A zero tax on daily necessities as well as lower rate of 5 per cent for items of mass consumption will make the new Goods and Services Tax regime, to be rolled out from April next year, less regressive, tax experts said.
The four rate structure of 5 per cent, 12 per cent, 18 per cent and 28 per cent is on expected lines, they said.
While the goods will have a multiple rate structure, no clarity is provided on rates applicable to services, said Prashant Deshpande of Deloitte Haskins & Sells. "Hopefully there will be a single rate structure."
Sandeep Chilana of Shardul Amarchand Mangaldas said while the present approach is a departure from international practice of single GST rate, this collaborative and consultative approach should successfully address the peculiar social, political and economic complexities in India.

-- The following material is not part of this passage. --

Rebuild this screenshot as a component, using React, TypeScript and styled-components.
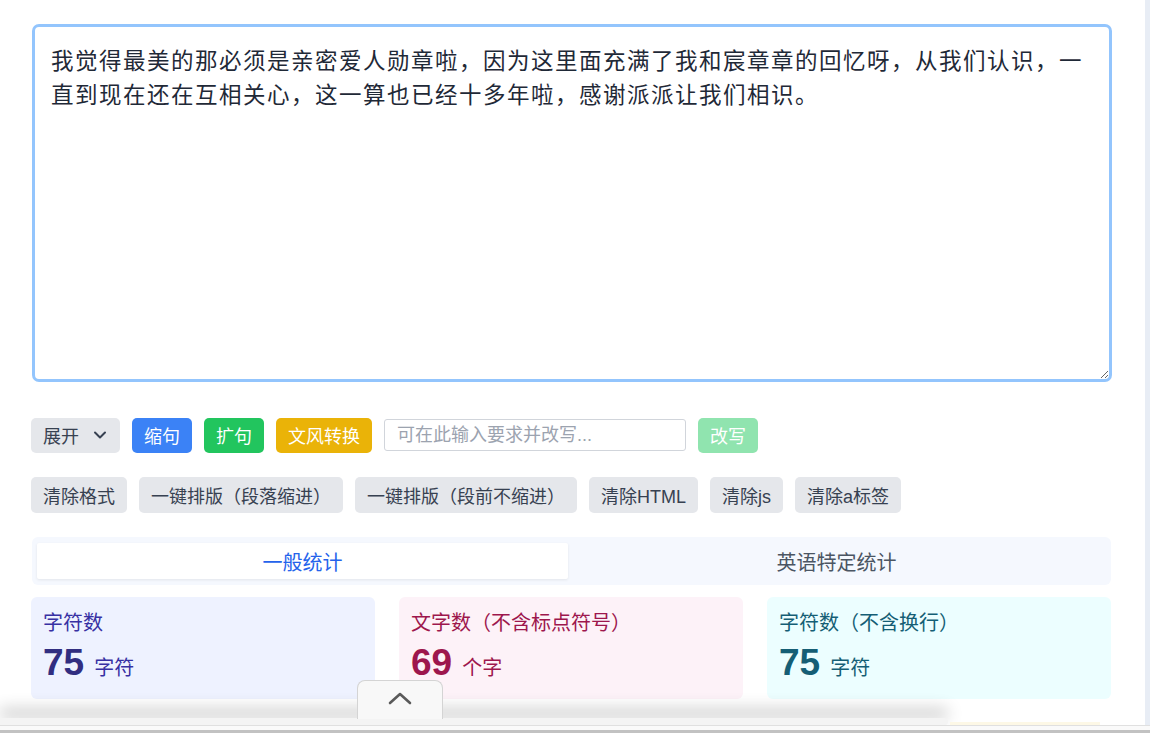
import React, { useState } from 'react';
import styled, { createGlobalStyle } from 'styled-components';

const GlobalStyle = createGlobalStyle`
  html, body {
    margin: 0;
    padding: 0;
    background: #fff;
    font-family: "Liberation Sans", "Noto Sans CJK SC", sans-serif;
    overflow: hidden;
  }
  * {
    box-sizing: border-box;
  }
`;

const Page = styled.div`
  width: 1150px;
  height: 733px;
  position: relative;
  overflow: hidden;
`;

// 오른쪽 스크롤바 자리
const Gutter = styled.div`
  position: absolute;
  top: 0;
  right: 0;
  width: 5px;
  height: 725px;
  background: #e8edf5;
`;

const Main = styled.div`
  width: 1111px;
  padding: 24px 0 0 31px;
  display: flex;
  flex-direction: column;
`;

const Editor = styled.textarea`
  display: block;
  width: 1080px;
  height: 358px;
  margin-left: 1px;
  border: 3px solid #93c5fd;
  border-radius: 7px;
  padding: 18px 16px 16px 16px;
  font-family: "Liberation Sans", "Noto Sans CJK SC", sans-serif;
  font-size: 22.5px;
  letter-spacing: 1.5px;
  line-height: 34px;
  color: #1f2937;
  outline: none;
  resize: vertical;
`;

const ActionRow = styled.div`
  display: flex;
  align-items: center;
  gap: 12px;
  margin-top: 35px;
  height: 36px;
`;

const ToolRow = styled.div`
  display: flex;
  align-items: center;
  gap: 12px;
  margin-top: 24px;
  height: 36px;
`;

interface IBtn {
  tone: 'gray' | 'blue' | 'green' | 'yellow' | 'faded';
}

const toneBg = {
  gray: '#e5e7eb',
  blue: '#3b82f6',
  green: '#22c55e',
  yellow: '#eab308',
  faded: '#90e4af',
};

const Btn = styled.button<IBtn>`
  height: 35px;
  padding: 0 12px;
  border: none;
  border-radius: 5px;
  background-color: ${(props) => toneBg[props.tone]};
  color: ${(props) => (props.tone === 'gray' ? '#374151' : '#fff')};
  font-family: "Liberation Sans", "Noto Sans CJK SC", sans-serif;
  font-size: 18px;
  display: flex;
  align-items: center;
  gap: 13px;
  cursor: pointer;
  white-space: nowrap;
`;

const ToolBtn = styled(Btn)`
  height: 36px;
`;

const AskInput = styled.input`
  width: 302px;
  height: 32px;
  border: 1px solid #d1d5db;
  border-radius: 3px;
  padding: 0 12px;
  font-family: "Liberation Sans", "Noto Sans CJK SC", sans-serif;
  font-size: 18px;
  color: #374151;
  outline: none;
  &::placeholder {
    color: #9ca3af;
  }
`;

const Tabs = styled.div`
  margin-top: 24px;
  margin-left: 1px;
  width: 1079px;
  height: 48px;
  padding: 6px 6px 6px 5px;
  background: #f5f8fe;
  border-radius: 6px;
  display: grid;
  grid-template-columns: 531px 1fr;
`;

interface ITab {
  active: boolean;
}

const Tab = styled.div<ITab>`
  display: flex;
  align-items: center;
  justify-content: center;
  font-size: 20px;
  color: ${(props) => (props.active ? '#2563eb' : '#4b5563')};
  background: ${(props) => (props.active ? '#fff' : 'transparent')};
  box-shadow: ${(props) => (props.active ? '0 1px 3px rgba(0, 0, 0, 0.08)' : 'none')};
  border-radius: 2px;
`;

const Cards = styled.div`
  margin-top: 12px;
  display: grid;
  grid-template-columns: 344px 344px 344px;
  gap: 24px;
`;

interface ICard {
  bg: string;
  fg: string;
  strong: string;
}

const Card = styled.div<ICard>`
  height: 102px;
  border-radius: 6px;
  background: ${(props) => props.bg};
  color: ${(props) => props.fg};
  padding: 12px 12px 0 12px;
  display: flex;
  flex-direction: column;
  strong {
    color: ${(props) => props.strong};
  }
`;

const CardLabel = styled.div`
  font-size: 20px;
  line-height: 28px;
`;

const CardValue = styled.div`
  display: flex;
  align-items: baseline;
  gap: 10px;
  margin-top: 6px;
  strong {
    font-size: 37px;
    font-weight: 700;
    line-height: 40px;
  }
  span {
    font-size: 20px;
  }
`;

// 하단 도크 (브라우저 패널)
const Dock = styled.div`
  position: absolute;
  left: 0;
  bottom: 0;
  width: 1150px;
  height: 15px;
`;

const DockBar = styled.div`
  position: absolute;
  left: 0;
  top: 0;
  width: 948px;
  height: 7px;
  background: #f4f4f4;
  border-radius: 0 6px 6px 0;
  box-shadow: 0 -8px 16px rgba(0, 0, 0, 0.3);
`;

const DockGlow = styled.div`
  position: absolute;
  left: 950px;
  top: 4px;
  width: 150px;
  height: 3px;
  background: #fdf8e6;
`;

const DockBase = styled.div`
  position: absolute;
  left: 0;
  top: 7px;
  width: 100%;
  height: 8px;
  background: #fafafa;
  border-top: 1px solid #e0e0e0;
  border-bottom: 3px solid #c2c2c2;
`;

const Handle = styled.button`
  position: absolute;
  left: 357px;
  bottom: 14px;
  width: 86px;
  height: 39px;
  border: 1px solid #d4d4d4;
  border-bottom: none;
  border-radius: 8px 8px 0 0;
  background: #f8f8f8;
  display: flex;
  align-items: center;
  justify-content: center;
  padding: 0 0 4px 0;
  z-index: 2;
`;

function ChevronDown() {
  return (
    <svg width="16" height="16" viewBox="0 0 16 16" fill="none">
      <path d="M3 5.5 L8 10.5 L13 5.5" stroke="#374151" strokeWidth="2" strokeLinecap="round" strokeLinejoin="round" />
    </svg>
  );
}

function ChevronUp() {
  return (
    <svg width="24" height="14" viewBox="0 0 24 14" fill="none">
      <path d="M2 12 L12 3 L22 12" stroke="#5a5a5a" strokeWidth="2.6" strokeLinecap="round" strokeLinejoin="round" />
    </svg>
  );
}

const initialText =
  '我觉得最美的那必须是亲密爱人勋章啦，因为这里面充满了我和宸章章的回忆呀，从我们认识，一直到现在还在互相关心，这一算也已经十多年啦，感谢派派让我们相识。';

function App() {
  const [text, setText] = useState(initialText);
  const [ask, setAsk] = useState('');
  const [tab, setTab] = useState(0);

  const plain = text.replace(/\n/g, '');
  const words = text.replace(/[\s，。、！？；：“”‘’（）《》,.!?;:'"()]/g, '').length;

  return (
    <Page>
      <GlobalStyle />
      <Main>
        <Editor value={text} onChange={(e) => setText(e.target.value)} />
        <ActionRow>
          <Btn tone="gray">
            展开
            <ChevronDown />
          </Btn>
          <Btn tone="blue">缩句</Btn>
          <Btn tone="green">扩句</Btn>
          <Btn tone="yellow">文风转换</Btn>
          <AskInput placeholder="可在此输入要求并改写..." value={ask} onChange={(e) => setAsk(e.target.value)} />
          <Btn tone="faded">改写</Btn>
        </ActionRow>
        <ToolRow>
          <ToolBtn tone="gray">清除格式</ToolBtn>
          <ToolBtn tone="gray">一键排版（段落缩进）</ToolBtn>
          <ToolBtn tone="gray">一键排版（段前不缩进）</ToolBtn>
          <ToolBtn tone="gray">清除HTML</ToolBtn>
          <ToolBtn tone="gray">清除js</ToolBtn>
          <ToolBtn tone="gray">清除a标签</ToolBtn>
        </ToolRow>
        <Tabs>
          <Tab active={tab === 0} onClick={() => setTab(0)}>
            一般统计
          </Tab>
          <Tab active={tab === 1} onClick={() => setTab(1)}>
            英语特定统计
          </Tab>
        </Tabs>
        <Cards>
          <Card bg="#eef2ff" fg="#3730a3" strong="#312e81">
            <CardLabel>字符数</CardLabel>
            <CardValue>
              <strong>{text.length}</strong>
              <span>字符</span>
            </CardValue>
          </Card>
          <Card bg="#fdf2f8" fg="#9d174d" strong="#9d174d">
            <CardLabel>文字数（不含标点符号）</CardLabel>
            <CardValue>
              <strong>{words}</strong>
              <span>个字</span>
            </CardValue>
          </Card>
          <Card bg="#ecfeff" fg="#155e75" strong="#155e75">
            <CardLabel>字符数（不含换行）</CardLabel>
            <CardValue>
              <strong>{plain.length}</strong>
              <span>字符</span>
            </CardValue>
          </Card>
        </Cards>
      </Main>
      <Gutter />
      <Dock>
        <DockBar />
        <DockGlow />
        <DockBase />
        <Handle type="button">
          <ChevronUp />
        </Handle>
      </Dock>
    </Page>
  );
}

export default App;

Also read: How GST rate structure of 5-28% could impact you: In 10 points
Rajeev Dimri, Leader, Indirect Tax, BMR & Associates LLP said though zero rating of necessities is a welcome news, the actual benefit to consumer will depend on the items included in this category.
"Limiting the zero rating to food grains or agri products may not lead to any significant reduction on tax costs for the consumers," he said. "Lower rate of 5 per cent for items of mass consumption along with zero rated tax structure for essential commodities would make GST less regressive and pocket friendly for common man."

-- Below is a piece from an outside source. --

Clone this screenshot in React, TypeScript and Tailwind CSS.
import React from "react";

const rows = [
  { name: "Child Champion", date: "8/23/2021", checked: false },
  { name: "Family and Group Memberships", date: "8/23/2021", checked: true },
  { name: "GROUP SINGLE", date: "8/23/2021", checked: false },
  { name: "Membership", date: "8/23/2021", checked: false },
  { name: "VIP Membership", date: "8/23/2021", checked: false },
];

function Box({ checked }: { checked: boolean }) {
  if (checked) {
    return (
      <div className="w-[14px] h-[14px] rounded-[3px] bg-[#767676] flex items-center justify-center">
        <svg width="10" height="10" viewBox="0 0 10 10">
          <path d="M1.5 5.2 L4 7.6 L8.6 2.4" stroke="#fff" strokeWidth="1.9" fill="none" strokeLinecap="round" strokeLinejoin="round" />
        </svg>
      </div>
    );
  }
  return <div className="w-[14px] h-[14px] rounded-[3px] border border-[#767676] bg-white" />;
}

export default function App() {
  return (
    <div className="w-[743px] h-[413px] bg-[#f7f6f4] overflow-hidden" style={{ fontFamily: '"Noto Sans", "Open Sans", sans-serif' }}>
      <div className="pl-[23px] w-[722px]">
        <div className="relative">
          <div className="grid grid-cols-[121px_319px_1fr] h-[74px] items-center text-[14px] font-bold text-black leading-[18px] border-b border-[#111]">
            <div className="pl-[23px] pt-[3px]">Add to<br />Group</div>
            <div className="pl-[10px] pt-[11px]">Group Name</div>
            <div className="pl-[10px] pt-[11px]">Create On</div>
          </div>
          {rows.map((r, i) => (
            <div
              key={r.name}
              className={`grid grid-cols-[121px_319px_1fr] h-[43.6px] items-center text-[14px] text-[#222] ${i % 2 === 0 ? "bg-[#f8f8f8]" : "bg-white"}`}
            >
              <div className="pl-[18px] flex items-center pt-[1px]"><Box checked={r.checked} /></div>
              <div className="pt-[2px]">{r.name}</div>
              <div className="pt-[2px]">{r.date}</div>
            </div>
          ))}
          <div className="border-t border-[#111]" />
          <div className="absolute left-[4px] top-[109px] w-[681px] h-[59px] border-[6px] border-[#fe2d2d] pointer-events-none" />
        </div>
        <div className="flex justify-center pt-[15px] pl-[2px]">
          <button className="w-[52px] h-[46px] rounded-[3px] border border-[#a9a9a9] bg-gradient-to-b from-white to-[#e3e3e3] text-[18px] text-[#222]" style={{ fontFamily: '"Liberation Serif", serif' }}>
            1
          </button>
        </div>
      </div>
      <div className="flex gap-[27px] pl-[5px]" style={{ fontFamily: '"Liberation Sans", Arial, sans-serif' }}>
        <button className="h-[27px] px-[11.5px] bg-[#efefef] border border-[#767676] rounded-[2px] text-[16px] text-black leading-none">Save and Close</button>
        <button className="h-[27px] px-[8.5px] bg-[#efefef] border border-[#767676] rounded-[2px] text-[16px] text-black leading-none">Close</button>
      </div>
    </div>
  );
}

Also, tax costs might even go down for commodities to be taxed at 5 per cent provided the credits on procurements are fully allowed.
While the lists are yet to be rolled out by the GST Council, all essential commodities and services, including education and health care should feature in the list of special concessional rate of 5 per cent (if not zero rated).
"The inflationary impact on standard rated commodities should be minimal but services may become dearer by getting pushed to 18 per cent slab," he said.
ClearTax.com CEO & Founder Archit Gupta said a lower rate could result in wider coverage which is the primary objective of GST. A lower rate could also lead to more spending hence a buoyant economy, leading to a beneficial environment for business.
Deshpande said in lowering the rate on common use items from expected 6 per cent to revised rate of 5 per cent, the interests of common man seem to have played a key role. It would be interesting to know what the government deems as common use items.
Krishan Arora of Grant Thornton India said while the consensus on rate structure among the Centre and the states seems to be a step closer towards timely implementation of GST, the essence of the multiple split tax rates will need to pass the test of industry acceptance on grounds of revenue neutrality and zero cascading across sectors specially goods falling in the 28 per cent bracket.